[Exercise materials start]

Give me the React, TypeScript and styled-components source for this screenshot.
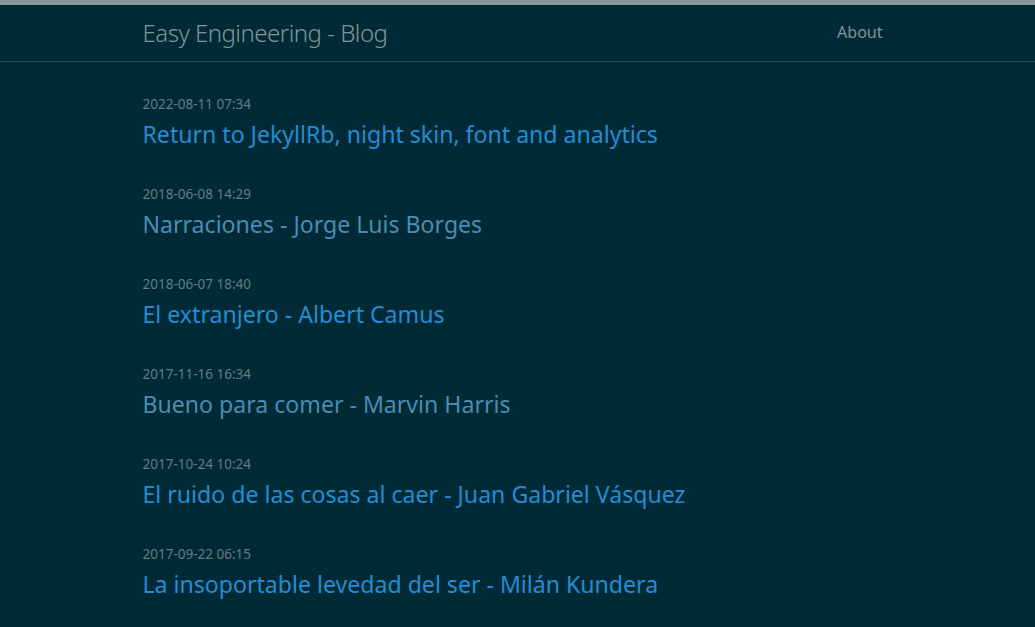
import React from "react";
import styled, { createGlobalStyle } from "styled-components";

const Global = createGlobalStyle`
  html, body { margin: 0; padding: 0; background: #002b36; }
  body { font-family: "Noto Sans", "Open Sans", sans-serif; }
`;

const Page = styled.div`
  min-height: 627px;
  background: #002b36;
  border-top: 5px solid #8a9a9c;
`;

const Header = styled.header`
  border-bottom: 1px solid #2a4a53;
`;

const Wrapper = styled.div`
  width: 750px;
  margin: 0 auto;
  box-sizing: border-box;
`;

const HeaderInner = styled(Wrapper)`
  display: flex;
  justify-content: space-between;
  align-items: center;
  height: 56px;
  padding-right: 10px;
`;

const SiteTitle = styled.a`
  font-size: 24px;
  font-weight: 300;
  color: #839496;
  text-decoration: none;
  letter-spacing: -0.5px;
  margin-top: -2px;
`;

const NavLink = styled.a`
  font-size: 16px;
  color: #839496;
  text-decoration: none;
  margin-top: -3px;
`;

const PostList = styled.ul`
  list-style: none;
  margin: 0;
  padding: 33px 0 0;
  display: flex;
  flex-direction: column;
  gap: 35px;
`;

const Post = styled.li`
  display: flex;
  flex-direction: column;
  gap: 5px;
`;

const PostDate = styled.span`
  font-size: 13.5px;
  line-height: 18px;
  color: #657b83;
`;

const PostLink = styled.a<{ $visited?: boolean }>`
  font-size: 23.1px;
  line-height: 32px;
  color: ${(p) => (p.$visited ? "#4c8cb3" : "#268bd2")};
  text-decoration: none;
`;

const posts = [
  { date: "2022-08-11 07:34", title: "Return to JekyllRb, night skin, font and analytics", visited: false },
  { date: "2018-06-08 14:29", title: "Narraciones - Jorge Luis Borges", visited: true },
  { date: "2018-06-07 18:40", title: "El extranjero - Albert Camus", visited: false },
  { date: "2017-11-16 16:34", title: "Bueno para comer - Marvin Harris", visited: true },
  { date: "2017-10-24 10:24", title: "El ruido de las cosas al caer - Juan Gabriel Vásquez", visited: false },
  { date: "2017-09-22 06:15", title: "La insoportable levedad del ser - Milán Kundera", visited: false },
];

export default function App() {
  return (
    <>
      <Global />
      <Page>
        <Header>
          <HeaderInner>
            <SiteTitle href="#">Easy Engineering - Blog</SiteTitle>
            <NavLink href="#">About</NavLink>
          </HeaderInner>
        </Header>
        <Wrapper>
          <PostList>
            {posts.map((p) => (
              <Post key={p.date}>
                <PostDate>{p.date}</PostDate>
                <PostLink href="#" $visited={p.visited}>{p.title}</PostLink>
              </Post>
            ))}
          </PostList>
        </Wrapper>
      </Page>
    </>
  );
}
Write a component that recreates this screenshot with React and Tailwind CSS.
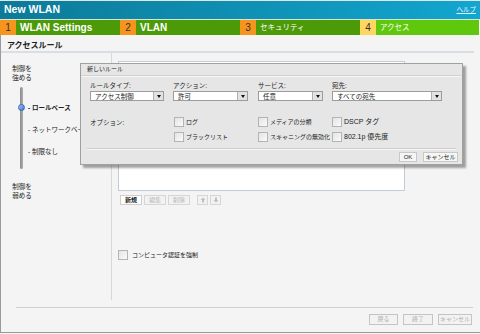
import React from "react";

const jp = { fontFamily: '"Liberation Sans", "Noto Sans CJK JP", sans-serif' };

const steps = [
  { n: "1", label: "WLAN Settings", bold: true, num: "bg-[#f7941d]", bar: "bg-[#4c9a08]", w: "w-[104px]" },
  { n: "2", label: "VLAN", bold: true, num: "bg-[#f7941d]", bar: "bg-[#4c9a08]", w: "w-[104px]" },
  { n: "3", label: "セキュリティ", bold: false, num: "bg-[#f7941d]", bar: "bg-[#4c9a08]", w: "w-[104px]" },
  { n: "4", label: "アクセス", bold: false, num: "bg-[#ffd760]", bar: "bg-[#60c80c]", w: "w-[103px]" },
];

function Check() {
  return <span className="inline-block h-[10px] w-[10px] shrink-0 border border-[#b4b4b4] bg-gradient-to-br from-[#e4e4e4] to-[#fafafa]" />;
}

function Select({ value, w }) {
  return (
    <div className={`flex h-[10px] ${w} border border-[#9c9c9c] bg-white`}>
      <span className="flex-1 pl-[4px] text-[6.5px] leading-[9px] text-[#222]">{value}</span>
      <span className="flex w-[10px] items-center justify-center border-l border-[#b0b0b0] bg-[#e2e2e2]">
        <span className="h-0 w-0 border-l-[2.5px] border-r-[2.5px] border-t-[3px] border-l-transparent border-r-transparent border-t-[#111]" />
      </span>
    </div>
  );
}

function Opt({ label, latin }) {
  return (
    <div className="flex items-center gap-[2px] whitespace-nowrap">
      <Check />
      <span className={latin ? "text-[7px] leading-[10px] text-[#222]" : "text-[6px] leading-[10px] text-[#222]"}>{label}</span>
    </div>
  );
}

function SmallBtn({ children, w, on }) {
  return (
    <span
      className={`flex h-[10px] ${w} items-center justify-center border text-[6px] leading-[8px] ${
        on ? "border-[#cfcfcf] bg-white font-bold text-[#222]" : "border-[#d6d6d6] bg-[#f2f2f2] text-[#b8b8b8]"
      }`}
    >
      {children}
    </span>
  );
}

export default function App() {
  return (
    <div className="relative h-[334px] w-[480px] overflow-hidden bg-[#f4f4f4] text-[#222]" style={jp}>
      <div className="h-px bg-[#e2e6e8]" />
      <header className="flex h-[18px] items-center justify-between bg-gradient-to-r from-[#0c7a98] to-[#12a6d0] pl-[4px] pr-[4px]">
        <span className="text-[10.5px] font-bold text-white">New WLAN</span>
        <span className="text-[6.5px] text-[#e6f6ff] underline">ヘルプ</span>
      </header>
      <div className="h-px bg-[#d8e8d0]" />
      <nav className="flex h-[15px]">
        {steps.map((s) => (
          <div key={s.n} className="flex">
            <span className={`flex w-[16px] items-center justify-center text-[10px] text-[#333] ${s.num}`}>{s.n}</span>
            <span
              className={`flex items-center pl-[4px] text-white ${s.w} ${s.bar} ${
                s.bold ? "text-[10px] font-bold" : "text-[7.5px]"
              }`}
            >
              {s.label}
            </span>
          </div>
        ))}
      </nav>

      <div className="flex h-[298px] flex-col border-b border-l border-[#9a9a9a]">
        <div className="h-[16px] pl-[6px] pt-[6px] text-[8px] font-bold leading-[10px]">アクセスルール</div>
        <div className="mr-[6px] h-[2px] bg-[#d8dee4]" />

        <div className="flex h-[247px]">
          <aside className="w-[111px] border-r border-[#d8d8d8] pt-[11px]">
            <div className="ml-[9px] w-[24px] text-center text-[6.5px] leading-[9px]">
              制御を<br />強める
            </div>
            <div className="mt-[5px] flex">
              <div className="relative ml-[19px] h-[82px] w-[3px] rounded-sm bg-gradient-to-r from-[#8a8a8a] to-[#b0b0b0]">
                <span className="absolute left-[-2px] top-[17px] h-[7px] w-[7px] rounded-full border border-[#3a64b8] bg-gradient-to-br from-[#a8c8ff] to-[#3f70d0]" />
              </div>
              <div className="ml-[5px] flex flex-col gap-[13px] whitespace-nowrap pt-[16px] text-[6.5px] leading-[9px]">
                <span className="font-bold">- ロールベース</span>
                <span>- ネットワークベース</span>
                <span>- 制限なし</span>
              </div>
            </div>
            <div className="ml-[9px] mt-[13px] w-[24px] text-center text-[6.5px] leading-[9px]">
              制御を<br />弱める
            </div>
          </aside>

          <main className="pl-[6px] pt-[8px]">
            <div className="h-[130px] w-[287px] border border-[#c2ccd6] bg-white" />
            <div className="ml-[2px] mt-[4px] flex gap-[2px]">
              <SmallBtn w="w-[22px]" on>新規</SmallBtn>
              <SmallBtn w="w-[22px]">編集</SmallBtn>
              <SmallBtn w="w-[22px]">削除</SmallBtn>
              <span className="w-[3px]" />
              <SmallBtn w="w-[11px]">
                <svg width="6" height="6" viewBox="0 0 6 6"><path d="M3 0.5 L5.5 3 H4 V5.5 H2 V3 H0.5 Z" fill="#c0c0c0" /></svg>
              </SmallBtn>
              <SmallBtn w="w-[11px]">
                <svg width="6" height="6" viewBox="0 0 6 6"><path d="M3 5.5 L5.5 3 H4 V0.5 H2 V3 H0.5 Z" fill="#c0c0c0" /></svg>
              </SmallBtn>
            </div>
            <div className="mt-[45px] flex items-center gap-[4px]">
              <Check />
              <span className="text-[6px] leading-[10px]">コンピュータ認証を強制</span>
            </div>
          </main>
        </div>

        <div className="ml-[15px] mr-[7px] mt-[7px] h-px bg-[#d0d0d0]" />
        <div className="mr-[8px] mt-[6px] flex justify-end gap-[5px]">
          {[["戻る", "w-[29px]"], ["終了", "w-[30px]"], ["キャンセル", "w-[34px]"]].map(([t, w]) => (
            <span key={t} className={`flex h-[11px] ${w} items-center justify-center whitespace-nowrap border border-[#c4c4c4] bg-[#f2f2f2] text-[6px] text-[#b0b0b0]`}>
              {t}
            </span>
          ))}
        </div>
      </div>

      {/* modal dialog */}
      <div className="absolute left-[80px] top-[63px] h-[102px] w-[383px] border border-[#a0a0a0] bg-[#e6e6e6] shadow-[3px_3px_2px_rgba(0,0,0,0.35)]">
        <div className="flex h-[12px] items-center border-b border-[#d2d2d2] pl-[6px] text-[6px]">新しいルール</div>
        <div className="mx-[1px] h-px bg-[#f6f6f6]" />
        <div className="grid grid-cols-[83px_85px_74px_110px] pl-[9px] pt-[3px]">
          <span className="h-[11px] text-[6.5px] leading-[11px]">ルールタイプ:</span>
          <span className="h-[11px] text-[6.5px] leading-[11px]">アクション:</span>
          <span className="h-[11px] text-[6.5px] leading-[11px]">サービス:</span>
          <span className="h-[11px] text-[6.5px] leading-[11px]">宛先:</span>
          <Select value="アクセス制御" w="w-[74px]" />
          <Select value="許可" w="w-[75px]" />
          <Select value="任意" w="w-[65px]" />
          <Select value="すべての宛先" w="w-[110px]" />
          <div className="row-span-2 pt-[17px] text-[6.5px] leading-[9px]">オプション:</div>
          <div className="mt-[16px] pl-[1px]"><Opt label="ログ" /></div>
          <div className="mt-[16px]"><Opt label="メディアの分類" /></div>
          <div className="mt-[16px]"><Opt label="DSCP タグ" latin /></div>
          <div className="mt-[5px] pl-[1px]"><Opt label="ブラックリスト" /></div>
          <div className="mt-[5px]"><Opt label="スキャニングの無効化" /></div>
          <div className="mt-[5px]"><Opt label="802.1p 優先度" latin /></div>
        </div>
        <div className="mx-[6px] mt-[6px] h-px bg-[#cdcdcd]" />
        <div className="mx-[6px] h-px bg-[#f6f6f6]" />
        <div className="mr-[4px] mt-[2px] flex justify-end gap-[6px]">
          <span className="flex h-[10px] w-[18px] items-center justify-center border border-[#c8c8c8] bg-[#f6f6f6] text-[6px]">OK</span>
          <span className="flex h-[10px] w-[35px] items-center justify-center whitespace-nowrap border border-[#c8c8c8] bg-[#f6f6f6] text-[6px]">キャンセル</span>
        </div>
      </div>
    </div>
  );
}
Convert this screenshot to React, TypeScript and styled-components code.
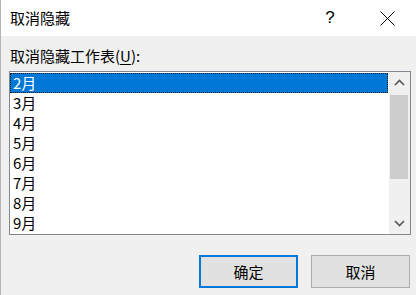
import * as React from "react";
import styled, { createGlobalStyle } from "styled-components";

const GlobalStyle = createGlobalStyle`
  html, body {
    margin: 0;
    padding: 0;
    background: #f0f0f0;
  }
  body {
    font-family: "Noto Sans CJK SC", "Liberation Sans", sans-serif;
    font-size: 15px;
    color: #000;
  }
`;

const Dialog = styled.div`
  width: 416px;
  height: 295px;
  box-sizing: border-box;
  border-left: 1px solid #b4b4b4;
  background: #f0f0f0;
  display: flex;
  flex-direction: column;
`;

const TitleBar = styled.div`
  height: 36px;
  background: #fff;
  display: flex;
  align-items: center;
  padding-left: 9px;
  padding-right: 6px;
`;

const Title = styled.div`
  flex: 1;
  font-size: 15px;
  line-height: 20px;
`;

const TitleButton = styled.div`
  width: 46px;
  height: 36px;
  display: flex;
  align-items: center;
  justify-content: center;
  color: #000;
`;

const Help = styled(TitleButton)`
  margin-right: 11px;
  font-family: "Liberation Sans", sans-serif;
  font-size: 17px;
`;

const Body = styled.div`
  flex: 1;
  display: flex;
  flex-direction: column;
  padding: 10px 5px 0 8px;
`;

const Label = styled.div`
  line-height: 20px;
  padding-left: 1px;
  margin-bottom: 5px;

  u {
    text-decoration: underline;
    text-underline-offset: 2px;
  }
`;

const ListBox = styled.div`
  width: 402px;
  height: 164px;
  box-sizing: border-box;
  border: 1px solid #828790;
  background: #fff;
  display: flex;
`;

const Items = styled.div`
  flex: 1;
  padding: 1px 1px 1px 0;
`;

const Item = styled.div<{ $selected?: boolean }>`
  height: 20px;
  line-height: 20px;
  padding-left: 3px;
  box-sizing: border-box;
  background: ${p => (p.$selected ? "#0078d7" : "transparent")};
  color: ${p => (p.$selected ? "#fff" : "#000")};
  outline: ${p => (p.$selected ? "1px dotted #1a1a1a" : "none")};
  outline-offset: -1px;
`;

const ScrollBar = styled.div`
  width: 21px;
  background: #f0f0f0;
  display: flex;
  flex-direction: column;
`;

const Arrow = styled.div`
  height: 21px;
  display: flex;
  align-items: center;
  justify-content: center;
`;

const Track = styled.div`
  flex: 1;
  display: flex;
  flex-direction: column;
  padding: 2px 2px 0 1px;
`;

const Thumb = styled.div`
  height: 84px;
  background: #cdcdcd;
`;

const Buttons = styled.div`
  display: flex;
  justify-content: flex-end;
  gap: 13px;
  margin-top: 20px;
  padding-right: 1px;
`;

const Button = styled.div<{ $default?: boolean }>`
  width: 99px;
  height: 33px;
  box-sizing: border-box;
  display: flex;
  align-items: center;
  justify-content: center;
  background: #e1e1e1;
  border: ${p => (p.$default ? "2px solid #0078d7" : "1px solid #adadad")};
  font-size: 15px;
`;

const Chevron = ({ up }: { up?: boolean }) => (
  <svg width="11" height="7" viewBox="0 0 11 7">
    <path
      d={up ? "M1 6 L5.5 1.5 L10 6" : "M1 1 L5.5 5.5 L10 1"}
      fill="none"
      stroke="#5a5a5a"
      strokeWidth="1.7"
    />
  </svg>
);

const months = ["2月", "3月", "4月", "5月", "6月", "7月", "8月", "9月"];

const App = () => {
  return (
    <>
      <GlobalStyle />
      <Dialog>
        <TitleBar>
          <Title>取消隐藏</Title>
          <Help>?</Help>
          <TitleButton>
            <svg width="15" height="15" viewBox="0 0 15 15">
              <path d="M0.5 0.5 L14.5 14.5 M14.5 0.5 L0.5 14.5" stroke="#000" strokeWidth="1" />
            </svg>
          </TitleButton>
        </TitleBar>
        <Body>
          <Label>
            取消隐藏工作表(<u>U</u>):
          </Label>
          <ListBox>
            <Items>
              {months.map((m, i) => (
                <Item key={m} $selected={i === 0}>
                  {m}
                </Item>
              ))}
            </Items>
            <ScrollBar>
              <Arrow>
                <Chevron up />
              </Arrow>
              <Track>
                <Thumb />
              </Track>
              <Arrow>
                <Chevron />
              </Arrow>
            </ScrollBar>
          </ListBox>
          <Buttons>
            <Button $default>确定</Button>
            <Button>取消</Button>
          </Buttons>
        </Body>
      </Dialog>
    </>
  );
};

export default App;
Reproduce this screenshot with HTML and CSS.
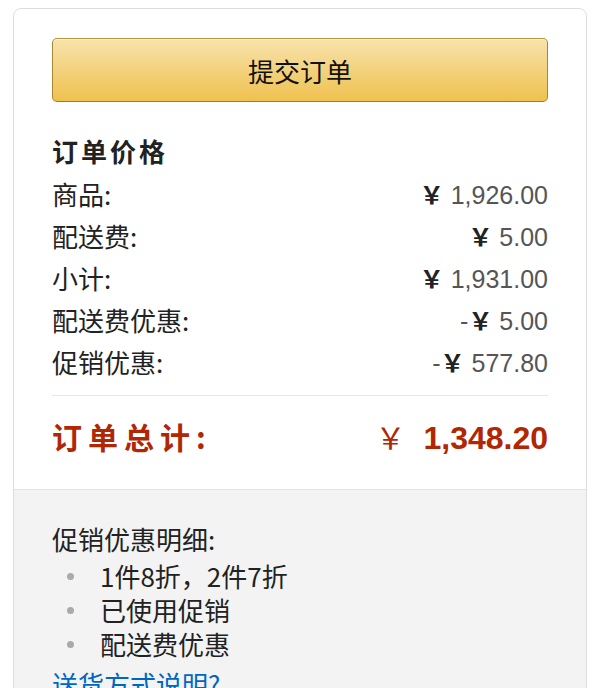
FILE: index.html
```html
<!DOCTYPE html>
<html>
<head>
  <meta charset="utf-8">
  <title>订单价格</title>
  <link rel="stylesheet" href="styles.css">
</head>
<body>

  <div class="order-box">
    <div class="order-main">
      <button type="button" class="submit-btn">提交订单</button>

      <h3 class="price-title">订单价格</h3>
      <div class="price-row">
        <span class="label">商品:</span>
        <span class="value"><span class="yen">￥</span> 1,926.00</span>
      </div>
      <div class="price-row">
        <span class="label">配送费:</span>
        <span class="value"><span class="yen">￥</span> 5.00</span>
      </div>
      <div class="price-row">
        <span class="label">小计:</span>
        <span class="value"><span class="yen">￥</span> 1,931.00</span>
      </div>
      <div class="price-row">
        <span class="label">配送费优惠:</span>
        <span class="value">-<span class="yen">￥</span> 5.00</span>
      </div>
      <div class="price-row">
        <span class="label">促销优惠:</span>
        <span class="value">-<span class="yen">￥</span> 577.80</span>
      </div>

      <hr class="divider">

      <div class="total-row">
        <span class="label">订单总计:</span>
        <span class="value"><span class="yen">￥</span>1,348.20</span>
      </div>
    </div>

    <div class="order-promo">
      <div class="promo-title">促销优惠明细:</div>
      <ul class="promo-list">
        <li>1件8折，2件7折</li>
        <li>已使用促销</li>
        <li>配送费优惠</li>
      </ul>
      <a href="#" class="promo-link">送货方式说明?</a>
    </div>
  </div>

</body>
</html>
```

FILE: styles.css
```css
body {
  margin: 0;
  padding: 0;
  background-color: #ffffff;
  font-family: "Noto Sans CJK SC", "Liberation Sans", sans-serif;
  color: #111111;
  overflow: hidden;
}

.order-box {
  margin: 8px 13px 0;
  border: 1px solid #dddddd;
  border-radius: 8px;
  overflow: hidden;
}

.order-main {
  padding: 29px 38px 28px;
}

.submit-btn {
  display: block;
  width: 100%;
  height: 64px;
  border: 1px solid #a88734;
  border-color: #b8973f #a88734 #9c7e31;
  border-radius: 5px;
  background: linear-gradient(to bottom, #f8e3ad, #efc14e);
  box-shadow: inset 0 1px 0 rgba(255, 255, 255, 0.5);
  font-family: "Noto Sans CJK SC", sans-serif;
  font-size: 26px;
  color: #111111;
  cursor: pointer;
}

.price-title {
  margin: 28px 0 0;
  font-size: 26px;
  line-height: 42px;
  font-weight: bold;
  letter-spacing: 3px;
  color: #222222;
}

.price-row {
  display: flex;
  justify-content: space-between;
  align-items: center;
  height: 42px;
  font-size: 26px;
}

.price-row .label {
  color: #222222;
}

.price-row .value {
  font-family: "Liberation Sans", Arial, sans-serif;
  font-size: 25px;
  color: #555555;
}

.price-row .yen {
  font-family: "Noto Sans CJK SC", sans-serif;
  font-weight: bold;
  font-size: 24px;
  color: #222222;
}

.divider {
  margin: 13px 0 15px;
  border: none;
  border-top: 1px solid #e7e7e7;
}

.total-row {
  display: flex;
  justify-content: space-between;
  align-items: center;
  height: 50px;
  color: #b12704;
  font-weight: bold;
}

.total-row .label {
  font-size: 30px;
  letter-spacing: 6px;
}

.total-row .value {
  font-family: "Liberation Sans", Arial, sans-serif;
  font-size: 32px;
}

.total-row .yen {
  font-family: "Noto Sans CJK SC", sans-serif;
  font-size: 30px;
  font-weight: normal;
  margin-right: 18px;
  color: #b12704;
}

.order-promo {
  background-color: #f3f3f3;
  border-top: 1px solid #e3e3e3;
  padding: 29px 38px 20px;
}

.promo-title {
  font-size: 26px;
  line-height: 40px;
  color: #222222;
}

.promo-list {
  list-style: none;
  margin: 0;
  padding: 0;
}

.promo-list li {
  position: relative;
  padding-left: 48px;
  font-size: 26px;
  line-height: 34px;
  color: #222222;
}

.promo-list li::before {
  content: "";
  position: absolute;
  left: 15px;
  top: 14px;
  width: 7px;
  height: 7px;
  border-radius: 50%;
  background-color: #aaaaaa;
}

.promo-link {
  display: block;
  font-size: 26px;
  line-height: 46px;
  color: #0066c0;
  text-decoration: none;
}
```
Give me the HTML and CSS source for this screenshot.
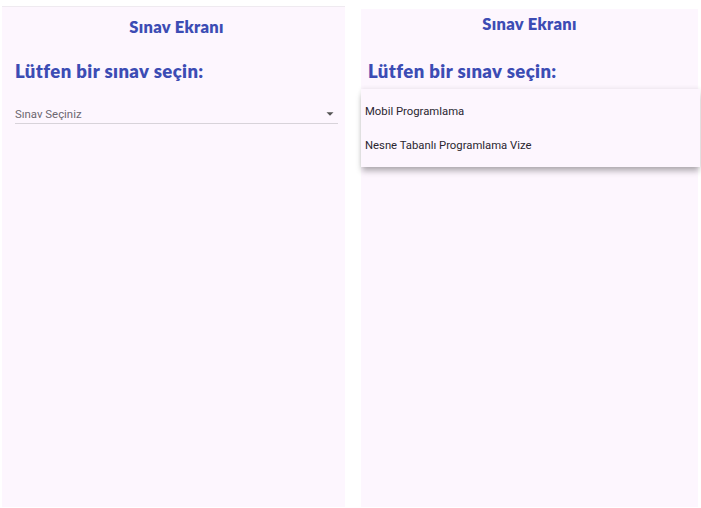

[Exercise materials end]

Brief:
Look through the data and show every line containing "Give".

Task solution:
Give me the React, TypeScript and styled-components source for this screenshot.
Give me the HTML and CSS source for this screenshot.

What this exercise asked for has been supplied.